Now, the Holy Cross offense knew what it was up against. The possession started slowly with a few rushes for short gains and a holding penalty that pushed the Crusaders back. The Rams defense managed to force Holy Cross to third down, but Sluka connected with Shorter for a nine-yard touchdown that brought the Crusaders within a point. 

The safe play would have been to take the extra point, knot the game once again, and continue with the overtime period. But Chesney and Sluka agreed that scoring was no issue for either of the offenses in the contest. The Holy Cross offensive unit stayed on the field, as they set up for a two-point conversion to win the game. 

All eyes were on Sluka. He had been making plays throughout the day. He could find the end zone with his arm or his legs. The ball was snapped and Sluka handed the ball to Shorter coming across the backfield. As he sprinted horizontally, Ayir Asante, HC ’23, who had not recorded a reception in the contest, swept behind him and received a lateral. Asante sprinted into the open field and strolled into the endzone, ending the game with a final score of 53-52. 

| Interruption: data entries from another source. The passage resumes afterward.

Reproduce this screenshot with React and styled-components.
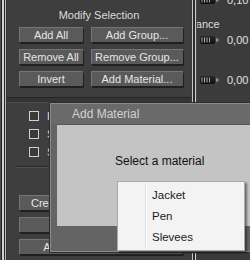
import React from "react";
import styled, { createGlobalStyle } from "styled-components";

const Global = createGlobalStyle`
  html, body { margin: 0; padding: 0; background: #3d3d3d; }
  body { width: 250px; height: 260px; overflow: hidden; font-family: "Liberation Sans", Arial, sans-serif; }
  * { box-sizing: border-box; }
`;

const Screen = styled.div`
  position: relative;
  width: 250px;
  height: 260px;
  overflow: hidden;
  display: flex;
  background: #3d3d3d;
`;

const EdgeStrip = styled.div`
  flex: 0 0 7px;
  background: linear-gradient(
    to right,
    #4d4d4d 0 1px,
    #1f1f1f 1px 2px,
    #d6cfcf 2px 4px,
    #2b2b2b 4px 5px,
    #b9b9b9 5px 6px,
    #353535 6px 7px
  );
`;

const Panel = styled.div`
  flex: 0 0 184px;
  display: flex;
  flex-direction: column;
  background: #3e3e3e;
`;

const Section = styled.div`
  display: flex;
  flex-direction: column;
  padding: ${(p) => p.$pad};
`;

const SectionTitle = styled.div`
  color: #dcdcdc;
  font-size: 11px;
  line-height: 13px;
  text-align: center;
`;

const ButtonGrid = styled.div`
  display: grid;
  grid-template-columns: ${(p) => p.$cols};
  column-gap: 8px;
  row-gap: 7px;
  margin: ${(p) => p.$margin};
`;

const Btn = styled.div`
  height: 15px;
  display: flex;
  align-items: center;
  justify-content: center;
  white-space: nowrap;
  overflow: hidden;
  background: #5a5a5a;
  color: #e6e6e6;
  font-size: 11px;
  border-radius: 1px;
  box-shadow: inset 1px 1px 0 #767676, 1px 2px 0 #202020;
`;

const GroupBreak = styled.div`
  height: 6px;
  background: #343434;
  border-top: 1px solid #262626;
  border-bottom: 1px solid #4a4a4a;
`;

const CheckList = styled.div`
  display: flex;
  flex-direction: column;
  gap: 8px;
  padding-left: 22px;
`;

const CheckRow = styled.div`
  display: flex;
  align-items: center;
  gap: 8px;
  height: 10px;
  color: #dddddd;
  font-size: 11px;
`;

const Box = styled.div`
  width: 10px;
  height: 10px;
  border: 1px solid #d0d0d0;
  background: #3a3a3a;
`;

const Rule = styled.div`
  height: 2px;
  margin: 9px 0 0 8px;
  border-top: 1px solid #262626;
  border-bottom: 1px solid #505050;
`;

const Divider = styled.div`
  flex: 0 0 6px;
  background: linear-gradient(
    to right,
    #3a3a3a 0 1px,
    #c4c4c4 1px 2px,
    #2a2a2a 2px 4px,
    #cfcfcf 4px 5px,
    #444444 5px 6px
  );
`;

const RightPanel = styled.div`
  flex: 1 1 auto;
  background: #3b3b3b;
  overflow: hidden;
  display: flex;
  flex-direction: column;
  margin-top: 0;
`;

const Scroller = styled.div`
  display: flex;
  flex-direction: column;
  margin-top: -7px;
`;

const SliderRow = styled.div`
  display: flex;
  align-items: center;
  height: 13px;
  margin-top: ${(p) => p.$top}px;
  padding-left: 3px;
  gap: 7px;
  color: #e0e0e0;
  font-size: 11px;
  white-space: nowrap;
`;

const ParamLabel = styled.div`
  height: 13px;
  line-height: 13px;
  margin-top: ${(p) => p.$top}px;
  margin-left: -25px;
  color: #dcdcdc;
  font-size: 11px;
  white-space: nowrap;
`;

const Handle = () => (
  <svg width="20" height="8" viewBox="0 0 20 8">
    <defs>
      <linearGradient id="hg" x1="0" y1="0" x2="0" y2="1">
        <stop offset="0" stopColor="#2a2a2a" />
        <stop offset="1" stopColor="#0e0e0e" />
      </linearGradient>
    </defs>
    <rect x="0" y="0" width="15" height="8" rx="2" fill="url(#hg)" />
    <rect x="1.5" y="1.5" width="1" height="5" fill="#9a9a9a" />
    <rect x="4" y="1.5" width="1" height="5" fill="#b0b0b0" />
    <rect x="6.5" y="1.5" width="1" height="5" fill="#b0b0b0" />
    <rect x="9" y="1.5" width="1" height="5" fill="#9a9a9a" />
    <path d="M16 1.5 L19.5 4 L16 6.5 Z" fill="#8a8a8a" />
  </svg>
);

const Dialog = styled.div`
  position: absolute;
  left: 50px;
  top: 103px;
  width: 215px;
  height: 149px;
  display: flex;
  flex-direction: column;
  background: #646464;
  border: 1px solid #8a8a8a;
  box-shadow: 0 0 0 1px #2e2e2e;
`;

const TitleBar = styled.div`
  height: 20px;
  display: flex;
  align-items: center;
  padding-left: 21px;
  background: #6a6a6a;
  color: #d2d2d2;
  font-size: 12px;
`;

const DialogBody = styled.div`
  flex: 1;
  padding: 0 0 25px 6px;
  display: flex;
  flex-direction: column;
`;

const Client = styled.div`
  flex: 1;
  background: #c4c4c4;
  border-top: 1px solid #585858;
  padding: 29px 0 0 58px;
  color: #111;
  font-size: 12px;
  line-height: 14px;
`;

const Menu = styled.div`
  position: absolute;
  left: 117px;
  top: 181px;
  width: 128px;
  height: 70px;
  padding: 3px 2px;
  display: flex;
  flex-direction: column;
  border: 1px solid #a9a9a9;
  background:
    linear-gradient(to right, transparent 27px, #e2e3e3 27px 28px, #ffffff 28px 29px, transparent 29px),
    #f3f3f3;
  box-shadow: 2px 2px 2px rgba(0, 0, 0, 0.45);
`;

const MenuItem = styled.div`
  height: 22px;
  display: flex;
  align-items: center;
  padding-left: 32px;
  color: #1a1a1a;
  font-size: 11.5px;
`;

export default function App() {
  return (
    <>
      <Global />
      <Screen>
        <EdgeStrip />
        <Panel>
          <Section $pad="9px 0 11px 0">
            <SectionTitle>Modify Selection</SectionTitle>
            <ButtonGrid $cols="64px 92px" $margin="5px 0 0 12px">
              <Btn>Add All</Btn>
              <Btn>Add Group...</Btn>
              <Btn>Remove All</Btn>
              <Btn>Remove Group...</Btn>
              <Btn>Invert</Btn>
              <Btn>Add Material...</Btn>
            </ButtonGrid>
          </Section>
          <GroupBreak />
          <Section $pad="8px 0 0 0">
            <CheckList>
              <CheckRow><Box />Hide</CheckRow>
              <CheckRow><Box />Show</CheckRow>
              <CheckRow><Box />Select</CheckRow>
            </CheckList>
            <Rule />
            <ButtonGrid $cols="164px" $margin="27px 0 0 12px">
              <Btn>Create Group from Selection</Btn>
              <Btn>Delete</Btn>
              <Btn>Apply Material to Group</Btn>
            </ButtonGrid>
          </Section>
        </Panel>
        <Divider />
        <RightPanel>
          <Scroller>
            <SliderRow $top={0}><Handle />0,10</SliderRow>
            <ParamLabel $top={12}>Tolerance</ParamLabel>
            <SliderRow $top={2}><Handle />0,00</SliderRow>
            <SliderRow $top={27}><Handle />0,00</SliderRow>
          </Scroller>
        </RightPanel>

        <Dialog>
          <TitleBar>Add Material</TitleBar>
          <DialogBody>
            <Client>Select a material</Client>
          </DialogBody>
        </Dialog>

        <Menu>
          <MenuItem>Jacket</MenuItem>
          <MenuItem>Pen</MenuItem>
          <MenuItem>Slevees</MenuItem>
        </Menu>
      </Screen>
    </>
  );
}
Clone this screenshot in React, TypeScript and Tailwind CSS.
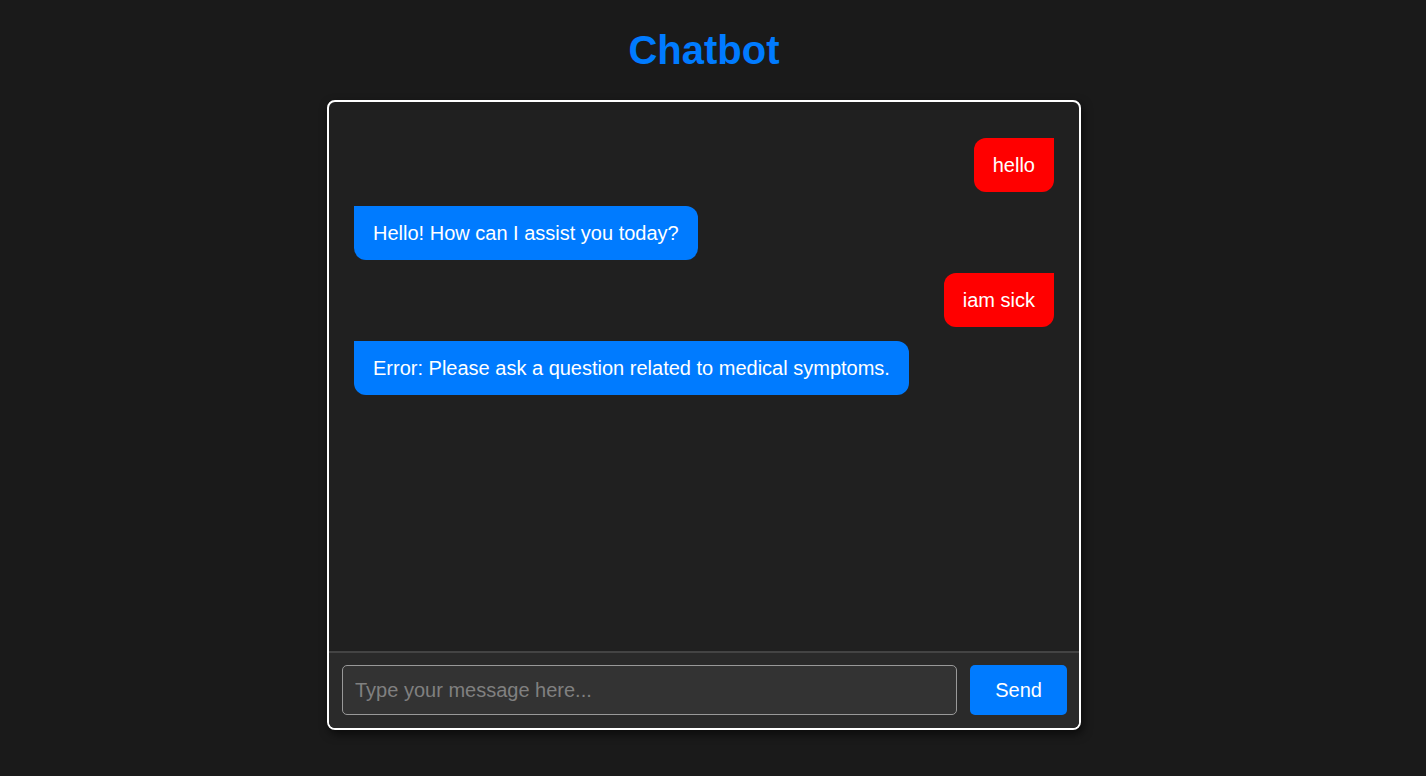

DeMorat threw five touchdown passes and rushed for one more. Loughridge and Sneed each rushed for over 100 yards. Carter and Felton each finished the game with over 90 receiving yards and multiple touchdowns. But it was the Crusaders who emerged from the shootout with the Ram-Crusader Cup. 

The FCS Week 9 Game of the Week lived up to the hype, and Holy Cross has now won six consecutive meetings between the two teams. It is nearly assured that the Crusaders will now win the Patriot League championship, as they own the tiebreaker with Fordham and have yet to lose a conference game. 

Fordham still has much to play for, as the Rams have one of the most dynamic offenses in the country and could make a run into the 24-team FCS Championship tournament. And despite the devastating loss, the contest underlined Fordham’s ability to battle with elite FCS competition.

The season will continue when Fordham takes on Bucknell University on Saturday, Nov. 5. The Rams will look to dominate the last-place Bison and reassert themselves as a dominant FCS force.